Por esta razón, si el ser humano es un campo de batalla, la fe cristiana tiene que ser un heroísmo y una valentía en una sociedad como la nuestra. Y en ese combate el hombre y la mujer deben desempeñar su papel, como lo desempeña también Dios, que ha aceptado en su Hijo luchar en ese campo, y sufrir con él y en él. E interviene, claro está, la libertad humana, que puede favorecer a uno de los adversarios. Pero sucede, demasiadas veces, que el ser humano no acepta desempeñar ese papel que dé cabida en él a los adversarios que han de luchar, pues no desea que la batalla se instale en su carne y la desgarre. ¿De qué estamos hablando?

Quiero decir que encontramos a muchos que han conocido la luz y la verdad y no quieren lucha: la indiferencia, el miedo, la preocupación por la comodidad y el sosiego les proponen otra solución. ¿Cuál será? Cerrarse a Dios y al demonio. Temerosos de las heridas que recibirían aceptando en sí mismos la lucha del bien y el mal, cierran los ojos a ambos, y prefieren la ilusión de una seguridad personal a soportar la prueba necesaria que se les ofrece. Entonces es bueno recordar que el Señor rechaza a los “tibios”, que, si bien no se dejan solicitar por Satanás, escapan también de Dios. «Hay dos maneras de condenarse —decía G. Bernanos—, hay dos caminos de perdición. El primero consiste en preferir el mal al bien, por las satisfacciones que trae. Es el más corto. El otro consiste en preferirse a sí mismo al bien y al mal, en quedar indiferente a ambos. De ese camino no se vuelve».
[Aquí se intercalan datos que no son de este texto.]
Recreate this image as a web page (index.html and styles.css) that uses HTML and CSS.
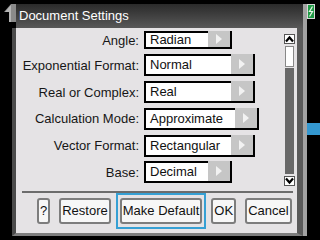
FILE: index.html
```html
<!DOCTYPE html>
<html lang="en">
<head>
    <meta charset="UTF-8">
    <title>Document Settings</title>
    <link rel="stylesheet" href="styles.css">
</head>
<body>
<div class="screen">
    <!-- document tab icon -->
    <svg class="doc-tab" width="12" height="18" viewBox="0 0 12 18">
        <polygon points="0,8 7,0 12,0 12,18 5,18 5,8" fill="#8a8a8a"/>
        <polygon points="1,8 7,1 7,18 5,18 5,8" fill="#b4b4b4"/>
    </svg>
    <div class="dialog">
        <div class="title">Document Settings</div>
        <div class="body">
            <div class="scroll">
                <div class="rows">
                    <div class="row first">
                        <span class="lbl">Angle:</span>
                        <div class="sel w-s"><span>Radian</span><i class="arr"></i></div>
                    </div>
                    <div class="row">
                        <span class="lbl">Exponential Format:</span>
                        <div class="sel w-m"><span>Normal</span><i class="arr"></i></div>
                    </div>
                    <div class="row">
                        <span class="lbl">Real or Complex:</span>
                        <div class="sel w-m"><span>Real</span><i class="arr"></i></div>
                    </div>
                    <div class="row">
                        <span class="lbl">Calculation Mode:</span>
                        <div class="sel w-l"><span>Approximate</span><i class="arr"></i></div>
                    </div>
                    <div class="row">
                        <span class="lbl">Vector Format:</span>
                        <div class="sel w-m"><span>Rectangular</span><i class="arr"></i></div>
                    </div>
                    <div class="row">
                        <span class="lbl">Base:</span>
                        <div class="sel w-s"><span>Decimal</span><i class="arr"></i></div>
                    </div>
                </div>
                <div class="sbar">
                    <div class="sbtn">
                        <svg width="9" height="8" viewBox="0 0 9 8"><polyline points="1,6.5 4.5,2.5 8,6.5" fill="none" stroke="#000" stroke-width="2.2"/></svg>
                    </div>
                    <div class="thumb"></div>
                    <div class="track"></div>
                    <div class="sbtn down">
                        <svg width="9" height="8" viewBox="0 0 9 8"><polyline points="1,1.5 4.5,5.5 8,1.5" fill="none" stroke="#000" stroke-width="2.2"/></svg>
                    </div>
                </div>
            </div>
            <div class="sep"></div>
            <div class="btns">
                <div class="btn">?</div>
                <div class="btn">Restore</div>
                <div class="focus-ring"><div class="btn">Make Default</div></div>
                <div class="btn">OK</div>
                <div class="btn">Cancel</div>
            </div>
        </div>
    </div>
    <div class="side">
        <svg class="battery" width="8" height="15" viewBox="0 0 8 15">
            <rect x="0.5" y="0.5" width="7" height="14" fill="#1f9a45" stroke="#d8d8d8"/>
            <polyline points="5.5,2.5 2.5,7.5 5.5,7.5 2.5,12.5" fill="none" stroke="#e8f5e8" stroke-width="1.2"/>
        </svg>
        <div class="blue"></div>
    </div>
</div>
</body>
</html>
```

FILE: styles.css
```css
html, body{
    margin: 0;
    padding: 0;
    background-color: #000;
}
.screen{
    position: relative;
    display: flex;
    width: 320px;
    height: 240px;
    padding-top: 4px;
    box-sizing: border-box;
    overflow: hidden;
    background-color: #000;
    font-family: "Liberation Sans", Arial, sans-serif;
    font-size: 13px;
}
.doc-tab{
    position: absolute;
    left: 4px;
    top: 4px;
}
.dialog{
    display: flex;
    flex-direction: column;
    width: 295px;
    height: 232px;
    margin-left: 12px;
    box-sizing: border-box;
    border-right: 4px solid #a2a2a2;
}
.title{
    height: 24px;
    margin-left: 4px;
    padding-left: 3px;
    line-height: 24px;
    color: #fff;
    background: linear-gradient(#2a2a2a, #585858);
}
.body{
    flex: 1;
    display: flex;
    flex-direction: column;
    background-color: #e5e3e5;
    border-left: 4px solid #4a4a4a;
    border-right: 6px solid #5a5a5a;
    border-bottom: 3px solid #7e7e7e;
}
.scroll{
    display: flex;
    height: 160px;
}
.rows{
    width: 268px;
}
.row{
    display: flex;
    align-items: center;
    height: 26.75px;
}
.row.first{
    height: 24px;
}
.lbl{
    width: 123px;
    margin-right: 5px;
    text-align: right;
    color: #161616;
}
.sel{
    display: flex;
    height: 22px;
    box-sizing: border-box;
    border: 2px solid #000;
    background-color: #fff;
}
.first .sel{
    height: 18px;
}
.sel span{
    flex: 1;
    padding-left: 4px;
    line-height: 18px;
    color: #111;
}
.first .sel span{
    line-height: 14px;
}
.w-s{ width: 88px; }
.w-m{ width: 111px; }
.w-l{ width: 115px; }
.arr{
    display: flex;
    align-items: center;
    justify-content: center;
    width: 22px;
    margin-top: -2px;
    background-color: #c6c6c6;
}
.arr:after{
    content: '';
    border-left: 6px solid #f2f2f2;
    border-top: 5px solid transparent;
    border-bottom: 5px solid transparent;
}
.sbar{
    display: flex;
    flex-direction: column;
    width: 11px;
    padding: 6px 0 2px;
    box-sizing: border-box;
}
.sbtn{
    display: flex;
    align-items: center;
    justify-content: center;
    height: 10px;
    box-sizing: border-box;
    border: 1px solid #555;
    background-color: #fff;
}
.sbtn.down{
    margin-top: 2px;
}
.thumb{
    height: 21px;
    margin: 2px 1px 0;
    box-sizing: border-box;
    border: 1px solid #888;
    background-color: #fff;
}
.track{
    flex: 1;
    margin: 1px 1px 0;
    background-color: #686868;
}
.sep{
    height: 2px;
    margin: 3px 4px 0 6px;
    background-color: #6c6c6c;
}
.btns{
    display: flex;
    align-items: flex-start;
    gap: 9px;
    margin-top: 5px;
    padding-left: 21px;
}
.btn{
    height: 26px;
    padding: 0 1px;
    box-sizing: border-box;
    border: 2px solid #7d7d7d;
    border-radius: 3px;
    line-height: 22px;
    color: #111;
    background-color: #f7f7f7;
}
.focus-ring{
    margin: -5px -4px 0;
    padding: 3px 2px;
    border: 2px solid #36a0d4;
}
.side{
    display: flex;
    flex-direction: column;
    width: 13px;
}
.blue{
    height: 12px;
    margin-top: 104px;
    background-color: #3498d0;
}
```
Me temo que muchos cristianos estén en esta situación espiritual. Es el miedo a hacer algo, a la vez tentación y hondo sufrimiento humano. Y no se puede tener ese miedo, porque estaremos expuestos también al miedo de la muerte. No se puede quedar uno en tierra de nadie, sin luchar porque todo está mal. Hay que entrar en la arena de la vida, con la luz del Evangelio. Si somos cristianos, no todo da igual. «Algunos piensan —afirmó el Papa en la homilía de la Misa celebrada en Múnich, el pasado septiembre— que los proyectos sociales se han de promover con la máxima urgencia, mientras las cosas que conciernen a Dios, e incluso la fe católica, son más bien particulares y menos prioritarias. Pero la experiencia de los obispos (de los países más pobres del planeta) es que la evangelización debe tener la precedencia; que es necesario hacer que se conozca, se ame y se crea en el Dios de Jesucristo; que hay que convertir los corazones para que exista también progreso en el campo social, para que se inicie la reconciliación, para que se pueda combatir, por ejemplo, el sida, afrontando de verdad sus causas (...). La cuestión social y el Evangelio —concluye el Papa— son realmente inseparables»

Mensaje sugerente, hoy que estamos celebrando a Jesucristo, Rey del universo, alfa y omega, el que era y el que viene, el Todopoderoso.